Jeff Jerebker, Sage, Co-Founder Live Oak Project
My former company, Piñon Management, conducted many Eden Alternative three-day training sessions for everyone on the nursing home team. CNAs were encouraged to attend and many did so.
Contemplating the challenges of being a CNA in a nursing home, one incident stands out for me. Evy Cugelman, a brilliant teacher leading one of these trainings, approached me to request I say a few words (hopefully inspirational) to the graduating class. I entered the room as a discussion was in progress. A CNA solicited an answer to her angst. “This has been enlightening, my eyes have been opened,” she began. “But tell me how do I return to my nursing home and apply it to my day to day job?”
I thought to myself what a cogent, fantastic question that I’m sure has been asked numerous times. I’m equally certain that Evy gave a comforting, empathic rejoinder.
Having no prepared words of wisdom and ruminating about the daunting challenges of being a change agent in a rigid entrenched system, an image appeared in my mind: Rosa Parks!
Rosa Parks, as most of us know, was the woman who refused to vacate her seat on the bus to a white person as required by law in the Jim Crow south. It was intentional, planned, and skillfully executed. To some it may have appeared as a token act of defiance, but it was a galvanizing moment for the then nascent civil rights movement that would, over decades, lead to profound change. One person, one thoughtful act, can make a huge impact even though it is not perceived in the moment of its happening.
It is true that for many change is painful and may come on too fast and too strong. This could be off-putting and actually thwart progress. For others, change cannot come quick enough. Transforming nursing homes from an institution to a person-centered habitat, the CNA role is pivotal but how does one navigate uncertain waters?
The Rosa Parks story is instructive. She role modeled an action by refusing to give up her seat. It was non-violent; she was calm, respectful, and she created an energy for change. This is an example of dialectical conflict resolution skills: composure, patience, clarity of vision, humility, are virtues that have a potential to effectuate change. Simply by refusing to see residents as a mechanical chore, or as a diminished person with deficits, but instead as a full human, is analogous to Rosa Parks.
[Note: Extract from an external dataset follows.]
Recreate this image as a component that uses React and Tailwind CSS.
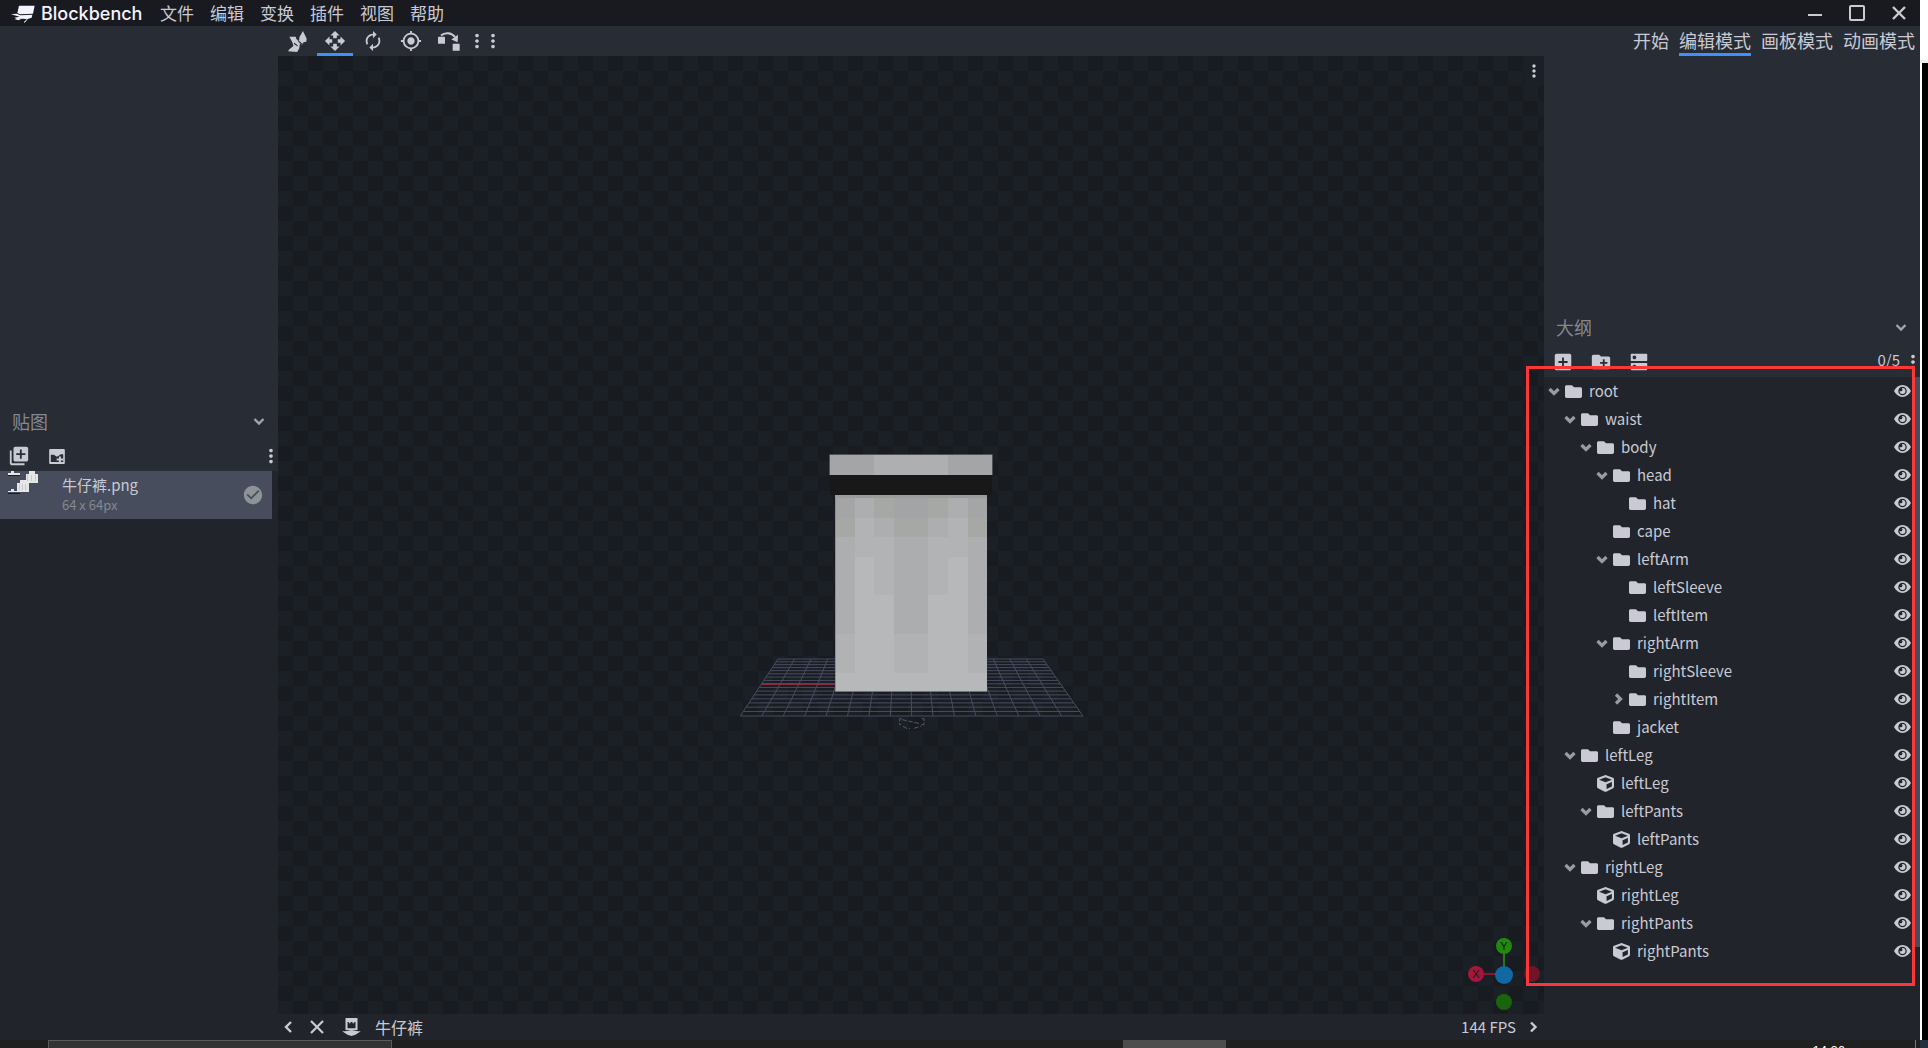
import React from "react";
import {
  MdAutorenew, MdMyLocation, MdMoreVert, MdLibraryAdd, MdCheckCircle, MdAddBox,
  MdCreateNewFolder, MdDns, MdOpenWith,
} from "react-icons/md";
import { FaFolder, FaCube } from "react-icons/fa";

const menus = ["文件", "编辑", "变换", "插件", "视图", "帮助"];
const modes = ["开始", "编辑模式", "画板模式", "动画模式"];

// [name, depth, kind, arrow]
const nodes = [
  ["root", 0, "folder", "down"],
  ["waist", 1, "folder", "down"],
  ["body", 2, "folder", "down"],
  ["head", 3, "folder", "down"],
  ["hat", 4, "folder", ""],
  ["cape", 3, "folder", ""],
  ["leftArm", 3, "folder", "down"],
  ["leftSleeve", 4, "folder", ""],
  ["leftItem", 4, "folder", ""],
  ["rightArm", 3, "folder", "down"],
  ["rightSleeve", 4, "folder", ""],
  ["rightItem", 4, "folder", "right"],
  ["jacket", 3, "folder", ""],
  ["leftLeg", 1, "folder", "down"],
  ["leftLeg", 2, "cube", ""],
  ["leftPants", 2, "folder", "down"],
  ["leftPants", 3, "cube", ""],
  ["rightLeg", 1, "folder", "down"],
  ["rightLeg", 2, "cube", ""],
  ["rightPants", 2, "folder", "down"],
  ["rightPants", 3, "cube", ""],
];

const indents = ["pl-0", "pl-4", "pl-8", "pl-12", "pl-16"];

function Chevron({ dir = "down", className = "", weight = 2.4 }) {
  const d = {
    down: "M1.5 4 L6 8.5 L10.5 4",
    right: "M4 1.5 L8.5 6 L4 10.5",
    left: "M8 1 L3 6 L8 11",
  }[dir];
  return (
    <svg viewBox="0 0 12 12" className={"size-3 shrink-0 " + className} fill="none" stroke="currentColor" strokeWidth={weight} aria-hidden="true">
      <path d={d} />
    </svg>
  );
}

function EyeIcon() {
  return (
    <svg viewBox="0 0 52 36" className="h-3 w-[17px]" fill="currentColor" aria-hidden="true">
      <path fillRule="evenodd" d="M0 18 C6 7 15 0 26 0 C37 0 46 7 52 18 C46 29 37 36 26 36 C15 36 6 29 0 18 Z M26 5 A13 13 0 1 0 26 31 A13 13 0 1 0 26 5 Z" />
      <path d="M26 9 A9 9 0 1 1 17 18 Q22 20 25 17 Q27 13 24 9 Z" />
    </svg>
  );
}

function Logo() {
  return (
    <svg viewBox="0 0 72 54" className="h-[18px] w-6" fill="#f4f3ff" aria-hidden="true">
      <path d="M24 2 L71 2 L66 26 L27 28 L19 24 Z" />
      <path d="M0 28 L17 26 L28 31 L64 29 L62 38 L50 42 L46 48 L39 54 L39 50 L48 43 L36 41 L17 42 L10 38 L26 35 Z" />
      <path d="M10 42 L32 41 L22 46 Z" />
    </svg>
  );
}

function VertexSnapIcon() {
  return (
    <svg viewBox="0 0 56 62" className="h-[21px] w-[19px]" fill="currentColor" aria-hidden="true">
      <path d="M4 17 L22 17 L30 26 L36 32 L33 52 L29 58 L27 62 L0 60 L4 54 L16 44 L13 34 Z" />
      <path d="M44 0 L55 22 L54 32 L46 33 L40 42 L32 32 L34 18 Z" />
      <path d="M24 20 L32 28 M31 30 L42 40 M18 36 L28 44" stroke="#282c34" strokeWidth="3.5" fill="none" />
    </svg>
  );
}

function SnapIcon() {
  return (
    <svg viewBox="0 0 66 56" className="h-[19px] w-[22px]" fill="currentColor" aria-hidden="true">
      <rect x="0" y="14" width="21" height="21" rx="2" />
      <rect x="44" y="35" width="21" height="21" rx="2" />
      <path d="M9 10 C20 0 40 0 51 14" stroke="currentColor" strokeWidth="6" fill="none" />
      <path d="M60 8 L59 30 L40 22 Z" />
    </svg>
  );
}

function NewTextureIcon() {
  return (
    <svg viewBox="0 0 48 46" className="h-[15px] w-4" fill="currentColor" aria-hidden="true">
      <path fillRule="evenodd" d="M3 0 H45 Q48 0 48 3 V43 Q48 46 45 46 H3 Q0 46 0 43 V3 Q0 0 3 0 Z M5 18 V40 H43 V16 L36 16 L24 24 L14 18 Z" />
      <path d="M30 23 h6 v6 h7 v6 h-7 v7 h-6 v-7 h-7 v-6 h7 Z" />
    </svg>
  );
}

function TextureThumb() {
  return (
    <svg viewBox="0 0 90 70" className="h-[23px] w-[30px]" shapeRendering="crispEdges" aria-hidden="true">
      <g fill="#e6e6e6">
        <rect x="63" y="0" width="18" height="10" /><rect x="54" y="9" width="36" height="27" />
        <rect x="36" y="28" width="18" height="9" /><rect x="27" y="36" width="36" height="27" />
        <rect x="9" y="0" width="9" height="9" /><rect x="9" y="54" width="9" height="9" />
        <rect x="0" y="7" width="36" height="4" /><rect x="0" y="61" width="36" height="4" />
      </g>
      <path d="M0 13 H36 M0 67 H36" stroke="#181a1f" strokeWidth="3" />
      <path d="M60 12 V30 M72 12 V30 M82 12 V30 M33 39 V58 M44 39 V58 M54 39 V58" stroke="#c9cacc" strokeWidth="3" />
    </svg>
  );
}

function FileIcon() {
  return (
    <svg viewBox="0 0 56 54" className="h-[18px] w-[19px]" fill="currentColor" aria-hidden="true">
      <path fillRule="evenodd" d="M10 0 H46 V36 H10 Z M16 12 V31 H40 V12 H36 V16 H31 V12 H25 V16 H20 V12 Z" />
      <path d="M0 40 H8 L28 36 L48 40 H56 L40 50 L28 54 L16 50 Z" />
    </svg>
  );
}

const xs = [345, 405, 462, 522, 624, 684, 743, 801];
const outer = [[204, "#a4a5a6"], [264, "#a6a8a5"], [321, "#adaeaf"], [612, "#b1b2b3"], [729, "#b7b8b9"]];
const second = [[204, "#adaeaf"], [264, "#b2b3b4"], [381, "#b7b8b9"]];
const third = [[204, "#a6a8a5"], [264, "#adaeaf"], [321, "#b2b3b4"], [495, "#b7b8b9"]];
const middle = [[204, "#a3a4a5"], [264, "#a6a8a5"], [321, "#acadae"], [612, "#b1b2b3"], [729, "#b7b8b9"]];
const columns = [outer, second, third, middle, third, second, outer];

function Model() {
  const lines = [];
  for (let i = 0; i <= 16; i++) {
    const t = i / 16;
    const w = 1 / ((1 - t) / 795 + t / 1028);
    const f = (w - 795) / 233;
    const y = 687 + 171 * f;
    lines.push(<path key={"h" + i} d={`M${174 - 113 * f} ${y} H${969 + 120 * f}`} />);
    lines.push(<path key={"v" + i} d={`M${174 + 795 * t} 687 L${61 + 1028 * t} 858`} />);
  }
  return (
    <svg viewBox="0 0 1146 930" className="h-[310px] w-[382px]" role="img" aria-label="牛仔裤">
      <g stroke="#474d62" strokeWidth="3" fill="none">{lines}</g>
      <path d="M125 762 H348" stroke="#a62c40" strokeWidth="5" />
      <rect x="345" y="195" width="456" height="590" fill="#8d8e8f" />
      <rect x="345" y="195" width="456" height="9" fill="#9c9c9b" />
      <g shapeRendering="crispEdges">
        {columns.map((col, c) =>
          col.map(([y, fill], r) => (
            <rect key={c + "-" + r} x={xs[c] + (c === 0 ? 2 : 0)} y={y} width={xs[c + 1] - xs[c] - (c === 0 ? 2 : 0)} height={783 - y} fill={fill} />
          ))
        )}
      </g>
      <rect x="330" y="135" width="486" height="60" fill="#181818" />
      <rect x="328" y="73" width="490" height="62" fill="#6c6c6e" />
      <rect x="330" y="75" width="486" height="60" fill="#a4a5a6" />
      <rect x="462" y="75" width="222" height="60" fill="#aeafb0" />
      <path d="M545 866 H539 V884 H543 M605 866 H612 V884 H602 M546 869 L600 881 M549 889 L560 895 H570 M582 895 L604 888" stroke="#565a69" strokeWidth="3" strokeDasharray="14 5" fill="none" />
    </svg>
  );
}

function AxisGizmo() {
  return (
    <svg viewBox="0 0 80 80" className="absolute right-0 bottom-0 size-20" aria-hidden="true">
      <path d="M40 12 V40" stroke="#257a18" strokeWidth="2" />
      <path d="M12 40 H40" stroke="#86192f" strokeWidth="2" />
      <circle cx="68" cy="40" r="8" fill="#701426" />
      <circle cx="40" cy="68" r="8" fill="#1a640e" />
      <circle cx="40" cy="12" r="8" fill="#22890f" />
      <circle cx="12" cy="40" r="8" fill="#a3173a" />
      <circle cx="40" cy="41" r="9" fill="#1268a3" />
      <g fontSize="11" textAnchor="middle" fill="#14171c" fontFamily="Liberation Sans, sans-serif">
        <text x="40" y="16">Y</text>
        <text x="12" y="44">X</text>
      </g>
    </svg>
  );
}

function TitleBar() {
  return (
    <header className="flex h-[26px] shrink-0 items-center bg-[#181a1f]">
      <div className="flex w-[152px] items-center gap-[6px] pt-0.5 pl-[11px]">
        <Logo />
        <span className="font-[Inter,sans-serif] text-[18px] leading-6 font-medium text-[#f4f3ff]">Blockbench</span>
      </div>
      <nav className="flex">
        {menus.map((m) => (
          <button key={m} className="px-2 text-[17px] leading-[26px]">{m}</button>
        ))}
      </nav>
      <div className="ml-auto flex items-center">
        <button aria-label="最小化" className="grid h-[26px] w-[42px] place-items-center">
          <svg viewBox="0 0 14 14" className="size-3.5" stroke="currentColor" strokeWidth="2"><path d="M0 9 H14" /></svg>
        </button>
        <button aria-label="最大化" className="grid h-[26px] w-[42px] place-items-center">
          <svg viewBox="0 0 16 16" className="size-4" fill="none" stroke="currentColor" strokeWidth="2"><rect x="1" y="1" width="14" height="14" rx="1" /></svg>
        </button>
        <button aria-label="关闭" className="grid h-[26px] w-[42px] place-items-center">
          <svg viewBox="0 0 14 14" className="size-3.5" stroke="currentColor" strokeWidth="2.4"><path d="M1 1 L13 13 M13 1 L1 13" /></svg>
        </button>
      </div>
    </header>
  );
}

function ToolBar() {
  const tool = "grid h-[30px] w-9 place-items-center border-y-[3px] border-transparent";
  return (
    <div className="flex h-[30px] shrink-0 items-center">
      <div className="flex flex-1 items-center gap-0.5 pl-[279px]">
        <button aria-label="顶点吸附" className={tool}><VertexSnapIcon /></button>
        <button aria-label="移动" className="grid h-[30px] w-9 place-items-center border-y-[3px] border-t-transparent border-b-[#3e90ff]"><MdOpenWith className="size-[22px]" /></button>
        <button aria-label="旋转" className={tool}><MdAutorenew className="size-[22px]" /></button>
        <button aria-label="枢轴" className={tool}><MdMyLocation className="size-[22px]" /></button>
        <button aria-label="吸附" className={tool}><SnapIcon /></button>
        <div className="flex">
          <button aria-label="更多" className="flex w-4 justify-center"><MdMoreVert className="size-[22px] shrink-0" /></button>
          <button aria-label="更多选项" className="flex w-4 justify-center"><MdMoreVert className="size-[22px] shrink-0" /></button>
        </div>
      </div>
      <nav className="flex">
        {modes.map((m) => (
          <button
            key={m}
            className={
              "mx-[5px] h-[30px] border-b-[3px] text-[18px] leading-7 " +
              (m === "编辑模式" ? "border-[#3e90ff]" : "border-transparent")
            }
          >
            {m}
          </button>
        ))}
      </nav>
    </div>
  );
}

function TexturePanel() {
  return (
    <aside className="flex w-[278px] shrink-0 flex-col">
      <div className="h-[345px] shrink-0" />
      <section className="flex flex-1 flex-col">
        <h2 className="flex h-10 shrink-0 items-center justify-between pr-[13px] pl-3 text-[18px] text-[#848891]">
          贴图<Chevron className="text-[#a3a4ad]" />
        </h2>
        <div className="flex h-[30px] shrink-0 items-center pl-2">
          <button aria-label="导入贴图" className="mr-[19px]"><MdLibraryAdd className="size-[22px]" /></button>
          <button aria-label="创建贴图"><NewTextureIcon /></button>
          <button aria-label="更多" className="-mr-1 ml-auto"><MdMoreVert className="size-[22px]" /></button>
        </div>
        <div className="flex-1 bg-[#21252b]">
          <div className="mr-1.5 flex h-12 items-center bg-[#474d5d]">
            <div className="w-[62px] self-start pl-2"><TextureThumb /></div>
            <div className="flex-1 pb-1">
              <div className="text-[15px] leading-6">牛仔裤.png</div>
              <div className="text-[13px] leading-4 text-[#848891]">64 x 64px</div>
            </div>
            <MdCheckCircle className="mr-2 size-[22px] text-[#8f9398]" />
          </div>
        </div>
      </section>
    </aside>
  );
}

function Viewport() {
  return (
    <main className="flex min-w-0 flex-1 flex-col">
      <div className="relative flex flex-1 items-center justify-center bg-[#1b1f26] bg-[conic-gradient(#1b1f26_25%,#181b1f_0_50%,#1b1f26_0_75%,#181b1f_0)] bg-[size:30px_30px] pt-[100px]">
        <Model />
        <button aria-label="视图选项" className="absolute top-0 right-0 grid h-[30px] w-5 place-items-center bg-[#1b1f26]">
          <MdMoreVert className="size-5" />
        </button>
        <AxisGizmo />
      </div>
      <footer className="flex h-[26px] shrink-0 items-center bg-[#21252b] pr-[5px] pl-[5px]">
        <button aria-label="收起左栏" className="mr-[15px]"><Chevron dir="left" /></button>
        <button aria-label="关闭项目" className="mr-[18px]">
          <svg viewBox="0 0 14 14" className="size-3.5" stroke="currentColor" strokeWidth="2.2"><path d="M1 1 L13 13 M13 1 L1 13" /></svg>
        </button>
        <FileIcon />
        <span className="ml-3.5 text-[16px] leading-6">牛仔裤</span>
        <span className="mr-[11px] ml-auto text-[15px] leading-6">144 FPS</span>
        <button aria-label="收起右栏"><Chevron dir="right" /></button>
      </footer>
    </main>
  );
}

function Outliner() {
  return (
    <aside className="relative flex w-[376px] shrink-0 flex-col">
      <div className="h-[251px] shrink-0" />
      <h2 className="flex h-10 shrink-0 items-center justify-between pr-[13px] pl-3 text-[18px] text-[#848891]">
        大纲<Chevron className="text-[#a3a4ad]" />
      </h2>
      <div className="flex h-[30px] shrink-0 items-center gap-4 pl-2">
        <button aria-label="添加方块"><MdAddBox className="size-[22px]" /></button>
        <button aria-label="添加组"><MdCreateNewFolder className="size-[22px]" /></button>
        <button aria-label="切换选项"><MdDns className="size-[22px]" /></button>
        <span className="ml-auto pb-1 text-[15px] leading-6">0/5</span>
        <button aria-label="更多" className="-mr-1 -ml-3.5"><MdMoreVert className="size-[22px]" /></button>
      </div>
      <div className="flex flex-1 bg-[#21252b]">
        <ul className="flex-1">
          {nodes.map(([name, depth, kind, arrow], i) => (
            <li key={i} className={"flex h-7 items-center " + indents[depth]}>
              <span className="flex w-[21px] items-center pl-1">
                {arrow && <Chevron dir={arrow} weight={3.2} className="text-[#9a9ba5]" />}
              </span>
              {kind === "folder" ? <FaFolder className="size-[17px]" /> : <FaCube className="size-[17px]" />}
              <span className="ml-[7px] text-[15px] leading-7">{name}</span>
              <button aria-label={"显示 " + name} className="mr-1 ml-auto"><EyeIcon /></button>
            </li>
          ))}
        </ul>
        <div className="h-[570px] w-[5px] bg-[#474d5d]" />
      </div>
      <div className="pointer-events-none absolute top-[310px] right-[5px] -left-[18px] h-[620px] border-[3px] border-[#fd3637]" />
    </aside>
  );
}

export default function App() {
  return (
    <div className="flex h-screen flex-col overflow-hidden bg-[#202020] font-['Noto_Sans_CJK_SC',sans-serif] text-[#cacad4]">
      <div className="flex min-h-0 flex-1">
        <div className="flex min-w-0 flex-1 flex-col bg-[#282c34]">
          <TitleBar />
          <ToolBar />
          <div className="flex min-h-0 flex-1">
            <TexturePanel />
            <Viewport />
            <Outliner />
          </div>
        </div>
        <div className="flex w-2 flex-col bg-white">
          <div className="h-[63px] border-b-[3px] border-[#ececec]" />
          <div className="ml-0.5 flex-1 bg-black" />
        </div>
      </div>
      <div className="flex h-2 shrink-0 overflow-hidden">
        <div className="ml-12 w-[344px] border border-b-0 border-[#5c5c5c] bg-[#333333]" />
        <div className="ml-[731px] w-[103px] bg-[#4d4d4d]" />
        <div className="mr-[70px] ml-auto pt-[3px] font-['Liberation_Sans',sans-serif] text-[13px] leading-4 text-white">14:26</div>
        <div className="w-[5px] border-l border-[#777]" />
        <div className="w-2 bg-[#22303f]" />
      </div>
    </div>
  );
}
Small acts, over time yield results.
There are many demands on a CNA, whose contributions and essentialness are under appreciated, wages and benefits under compensated, and their knowledge of the residents underappreciated. Why is this vital role so marginalized? This is the question of the hour, of the day, and of the future. The tragedy of the pandemic has shone a glaring light on the dysfunction of the current system. The problems are enormous and complex: everything from under reimbursement by Medicaid, to adversarial regulatory oversight that punishes for errors and rarely rewards success, to top heavy nursing home organizational structures that keep CNAs near the bottom of a hierarchical pyramid.
“The darkest hour is right before the dawn,” said many a prophet. Certainly, we are at that threshold now. The pandemic has blanketed out the light. The good news is that means the light will be arising soon.
The National Association of Health Care Assistants (NAHCA), led by its cofounder and CEO Lori Porter, is a passionate leader; a messenger, a torch bearer for the reemergence of the light. Check out the freshly developed National Institute for CNA Excellence (NICE) project and you will get a preview of the vision for enhancing and empowering CNAs! NICE not only instructs on the basics of CNA certification, but goes much further. For example, it offers conflict resolution skills and leadership training by experts in the field. This is crucial. In effect, NAHCA is opening the door for CNAs and future CNAs to be like Rosa Parks. A life affirming, self-confident professional doing exemplary service in this world.
The Live Oak Project, co-founded by Barry Barkan, Rose Marie Fagan, and me is committed to transforming long-term care in its “Call to Action” paper. More immediate for CNAs, Live Oak has proposed, along with NAHCA, a 30% increase in pay over three years funded by Medicaid. This proposal has received endorsements from a number of national organizations and we fervently desire to see it realized.
I hope to see you at the Pioneer Network Virtual Symposium on March 24, Envisioning the Future: Exploring Lessons Learned. Lori Porter and I will be doing Session 3: Valuing CNAs: It’s More Than Finding a Way to Get a Hot Pizza to the Night Shift! Oh yeah, much more!
This is awesome! The need for “proper” training has been there for years. Yes, it is vital that these caregivers are trained in the mechanics and processes but they also need to learn how to love, how to let go, and how to open themselves up when necessary. I applaud this!
Jeff, you continue to inspire me with your heart, compassion and wisdom and your ability to connect our struggle, which after all is indeed a struggle for human rights and social transformation, with the great movement for social change. We shall overcome. It is truly the hour before the dawn.